_Problem statement_
Pull out every line below that holds the word "styles".

* BEGIN *

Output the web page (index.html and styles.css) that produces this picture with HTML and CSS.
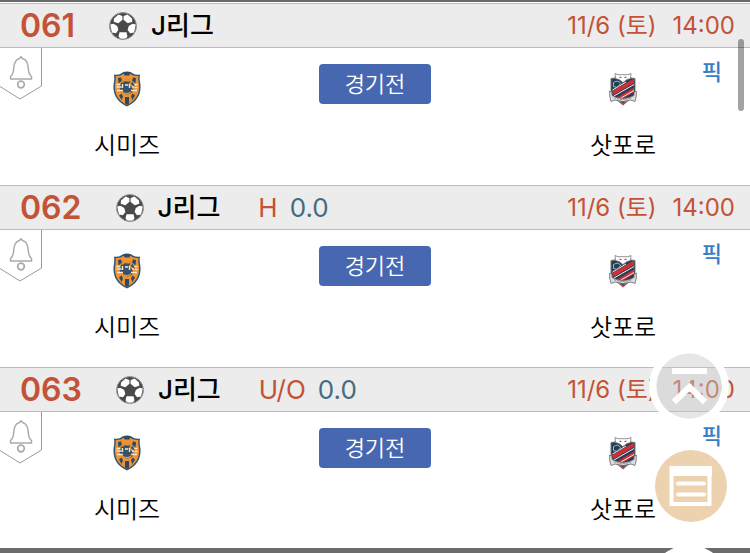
FILE: index.html
```html
<!DOCTYPE html>
<html lang="ko">
<head>
<meta charset="utf-8">
<meta name="viewport" content="width=device-width, initial-scale=1">
<title>J리그</title>
<link rel="stylesheet" href="styles.css">
</head>
<body>
<svg class="defs" aria-hidden="true">
  <symbol id="ball" viewBox="0 0 28 28">
    <circle cx="14" cy="14" r="13.5" fill="#4a4a4a"/>
    <g fill="#fff">
      <path d="M5 6.500 9.500 2.500l3.800 1.600.2 3.600-4.200 3.500-4.600-1.500z"/>
      <path d="M23 6.500 18.500 2.500l-3.800 1.600-.2 3.600 4.200 3.500 4.600-1.500z"/>
      <path d="M1.200 12.500l3.300-.8 3.700 2.400 1.200 4-2.500 3.200-4 -.8z"/>
      <path d="M26.800 12.500l-3.300-.8-3.700 2.400-1.200 4 2.500 3.200 4-.8z"/>
      <path d="M10.500 20.300h7l1 4.200-2 2.200h-5l-2-2.200z"/>
    </g>
    <circle cx="14" cy="14" r="13.500" fill="none" stroke="#999" stroke-width="1"/>
  </symbol>
  <symbol id="bell" viewBox="0 0 42 52">
    <path d="M41.500 0v38L20 51 0 38.500" fill="none" stroke="#999"/>
    <path d="M10.500 31v-2.500c2.500-2 3-4 3.200-8 .2-6 2.300-9 5.800-10l1.500-1.800 1.500 1.800c3.500 1 5.600 4 5.800 10 .2 4 .7 6 3.200 8V31z" fill="none" stroke="#aaa" stroke-width="1.500" stroke-linejoin="round"/>
    <circle cx="21" cy="36.500" r="3.300" fill="none" stroke="#aaa" stroke-width="1.700"/>
  </symbol>
  <symbol id="shimizu" viewBox="0 0 28 36">
    <path d="M1 3.500q5 1 8.500-2Q14-.5 18.500 1.500q3.500 3 8.500 2-.8 4 .4 9.500c1 10-3 17.500-13.400 22.500C3.600 30.500-.4 23 .6 13 1.800 7.500 1 3.500 1 3.500z" fill="#34536c"/>
    <path d="M2.700 5q5 .3 8-2.300 3.300-1.200 6.600 0 3 2.600 8 2.300-.3 4 .7 9c.6 9-3 15.500-12 20C5 29.500 1.400 23 2 14c1-5 .7-9 .7-9z" fill="#ed9335"/>
    <path d="M10.500 1h7l-1 3.500h-5zM5 7l3-.5 1 3-3.500 3zM23 7l-3-.5-1 3 3.500 3zM12 26h4v6.500L14 34l-2-1.500zM6 24.500l2.500-2 1.500 3-1.500 3.500zM22 24.500l-2.500-2-1.500 3 1.500 3.500z" fill="#294b65"/>
    <circle cx="14" cy="16" r="7.500" fill="#34536c"/>
    <path d="M8.500 11.500q5-5 10-1l-2 3q5 2 4 7M8 20q5 5 10 1M11 9l5 1" fill="none" stroke="#ed9335" stroke-width="1.600"/>
    <path d="M3.500 13.500h4M3.500 16h5M9.500 13v4M12 14h3M16.500 13v4M19 16h2M21.500 13.500h3M21.500 16.500h3M4 19.500h6M18 19.500h6" fill="none" stroke="#fbe5c4" stroke-width="1.400"/>
  </symbol>
  <symbol id="sapporo" viewBox="0 0 28 33">
    <path d="M10 29.500h8L14 33z" fill="#c4343b"/>
    <path d="M2 6q12-3 24 0v12q0 8-12 13Q2 26 2 18z" fill="#233f55" stroke="#777" stroke-width="1"/>
    <path d="M3 18.500 25 6v4.500L4.500 22.500zM7 25.500 25 15v4.500L11 28z" fill="#d12d34"/>
    <path d="M3.500 17.500 17 9.500M5 23.500 25 12M12 25.500l13-7.500" stroke="#edf0f2" stroke-width="1"/>
    <path d="M4.500 10q5-3 7 1l-3 4-4-1z" fill="none" stroke="#a8b5c0" stroke-width="1"/>
    <path d="M6 1l3 1.200h10L22 1l-.5 5-3.500 1-4 3-4-3-3.500-1z" fill="#fff" stroke="#777" stroke-width=".8"/>
    <path d="M10.500 4.500l2 .8M17.500 4.500l-2 .8" stroke="#c4343b" stroke-width="1.200"/>
    <path d="M.7 18.500 3 20v3q11 6 22 0v-3l2.300-1.500v5L26 29l-4-1.500q-8 3-16 0L2 29 .7 23.500z" fill="#ddd" stroke="#666" stroke-width=".8"/>
    <path d="M5 25q9 4 18 0" fill="none" stroke="#888" stroke-width="1" stroke-dasharray="2 1"/>
  </symbol>
</svg>

<main class="list">
  <section class="match">
    <header class="head">
      <span class="num">061</span>
      <svg class="ball" aria-hidden="true"><use href="#ball"/></svg>
      <h2 class="league">J리그</h2>
      <time class="when"><span>11/6 (토)</span><span>14:00</span></time>
    </header>
    <div class="body">
      <button class="alarm" aria-label="알림"><svg><use href="#bell"/></svg></button>
      <div class="team"><svg class="crest"><use href="#shimizu"/></svg><span>시미즈</span></div>
      <button class="state">경기전</button>
      <div class="team"><svg class="crest small"><use href="#sapporo"/></svg><span>삿포로</span></div>
      <a class="pick" href="#">픽</a>
    </div>
  </section>
  <section class="match">
    <header class="head">
      <span class="num">062</span>
      <svg class="ball" aria-hidden="true"><use href="#ball"/></svg>
      <h2 class="league">J리그</h2>
      <span class="odds"><span class="kind">H</span><span>0.0</span></span>
      <time class="when"><span>11/6 (토)</span><span>14:00</span></time>
    </header>
    <div class="body">
      <button class="alarm" aria-label="알림"><svg><use href="#bell"/></svg></button>
      <div class="team"><svg class="crest"><use href="#shimizu"/></svg><span>시미즈</span></div>
      <button class="state">경기전</button>
      <div class="team"><svg class="crest small"><use href="#sapporo"/></svg><span>삿포로</span></div>
      <a class="pick" href="#">픽</a>
    </div>
  </section>
  <section class="match">
    <header class="head">
      <span class="num">063</span>
      <svg class="ball" aria-hidden="true"><use href="#ball"/></svg>
      <h2 class="league">J리그</h2>
      <span class="odds"><span class="kind">U/O</span><span>0.0</span></span>
      <time class="when"><span>11/6 (토)</span><span>14:00</span></time>
    </header>
    <div class="body">
      <button class="alarm" aria-label="알림"><svg><use href="#bell"/></svg></button>
      <div class="team"><svg class="crest"><use href="#shimizu"/></svg><span>시미즈</span></div>
      <button class="state">경기전</button>
      <div class="team"><svg class="crest small"><use href="#sapporo"/></svg><span>삿포로</span></div>
      <a class="pick" href="#">픽</a>
    </div>
  </section>
</main>

<div class="thumb"></div>
<button class="fab top" aria-label="맨 위로">
  <svg viewBox="0 0 80 80"><path d="M23 25h35" fill="none" stroke="#fff" stroke-width="6"/><path d="M25 56l15.500-15L56 56" fill="none" stroke="#fff" stroke-width="6"/></svg>
</button>
<button class="fab menu" aria-label="목록">
  <svg viewBox="0 0 72 72"><path d="M16.500 18h38v36h-38z" fill="none" stroke="#fff" stroke-width="4"/><path d="M15 16h42v10H15z" fill="#fff"/><path d="M23 33.500h26M23 44.500h26" stroke="#fff" stroke-width="4" stroke-linecap="round"/></svg>
</button>
<button class="fab next" aria-label="더보기"></button>
</body>
</html>
```
FILE: styles.css
```css
* { box-sizing: border-box; }

body {
  margin: 0;
  background: #fff;
  color: #000;
  font-family: Inter, "Noto Sans CJK KR", sans-serif;
  overflow: hidden;
}

button {
  margin: 0;
  padding: 0;
  border: 0;
  font: inherit;
  cursor: pointer;
}

.defs {
  position: absolute;
  width: 0;
  height: 0;
}

.list {
  padding-top: 1px;
  border-top: 2px solid #6b6b6b;
  border-bottom: 8px solid #6b6b6b;
}

.head {
  display: flex;
  align-items: center;
  height: 45px;
  padding: 0 15px 0 20px;
  background: #ececec;
  border-top: 1px solid #bbb;
  border-bottom: 1px solid #bbb;
  line-height: 40px;
  white-space: nowrap;
}

.num {
  color: #c35236;
  font-size: 32px;
  font-weight: 600;
}

.ball {
  width: 28px;
  height: 28px;
  margin-left: 34px;
}

.league {
  margin: 0 0 0 14px;
  color: #000;
  font-size: 26px;
  font-weight: 500;
}

.odds {
  display: flex;
  gap: 12px;
  margin-left: 38px;
  color: #456b80;
  font-size: 26px;
  font-weight: 400;
}

.kind { color: #c35236; }

.when {
  display: flex;
  gap: 16px;
  margin-left: auto;
  color: #c35236;
  font-size: 24px;
}

.body {
  position: relative;
  display: grid;
  grid-template-columns: 1fr 112px 1fr;
  column-gap: 65px;
  align-items: start;
  height: 137px;
  padding-top: 16px;
}

.match:last-child .body { height: 136px; }

.alarm {
  position: absolute;
  top: 0;
  left: 0;
  background: none;
}

.alarm svg {
  display: block;
  width: 42px;
  height: 52px;
}

.team {
  display: flex;
  flex-direction: column;
  align-items: center;
  gap: 21px;
  padding-top: 7px;
  font-size: 24px;
  font-weight: 350;
  line-height: 36px;
}

.crest {
  width: 28px;
  height: 36px;
}

.small { padding: 1px 0; }

.state {
  height: 40px;
  border-radius: 4px;
  background: #4768b0;
  color: #fff;
  font-size: 22px;
  font-weight: 350;
  line-height: 40px;
}

.pick {
  position: absolute;
  top: 8px;
  right: 28px;
  color: #397dc7;
  font-size: 22px;
  font-weight: 500;
  line-height: 32px;
  text-decoration: none;
}

.thumb {
  position: fixed;
  top: 39px;
  right: 6px;
  width: 6px;
  height: 72px;
  border-radius: 3px;
  background: rgba(0, 0, 0, 0.36);
}

.fab {
  position: fixed;
  border-radius: 50%;
}

.fab svg {
  display: block;
  width: 100%;
  height: 100%;
}

.top {
  right: 21px;
  bottom: 127px;
  width: 80px;
  height: 80px;
  background: radial-gradient(circle, rgba(200, 200, 200, 0.45) 32px, #fff 33px);
}

.menu {
  right: 23px;
  bottom: 31px;
  width: 72px;
  height: 72px;
  background: #edd2b0;
}

.next {
  right: 21px;
  bottom: -72px;
  width: 80px;
  height: 80px;
  background: #fff;
}
```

* END *

_Solution to the exercise_
Output the web page (index.html and styles.css) that produces this picture with HTML and CSS.
<link rel="stylesheet" href="styles.css">
FILE: styles.css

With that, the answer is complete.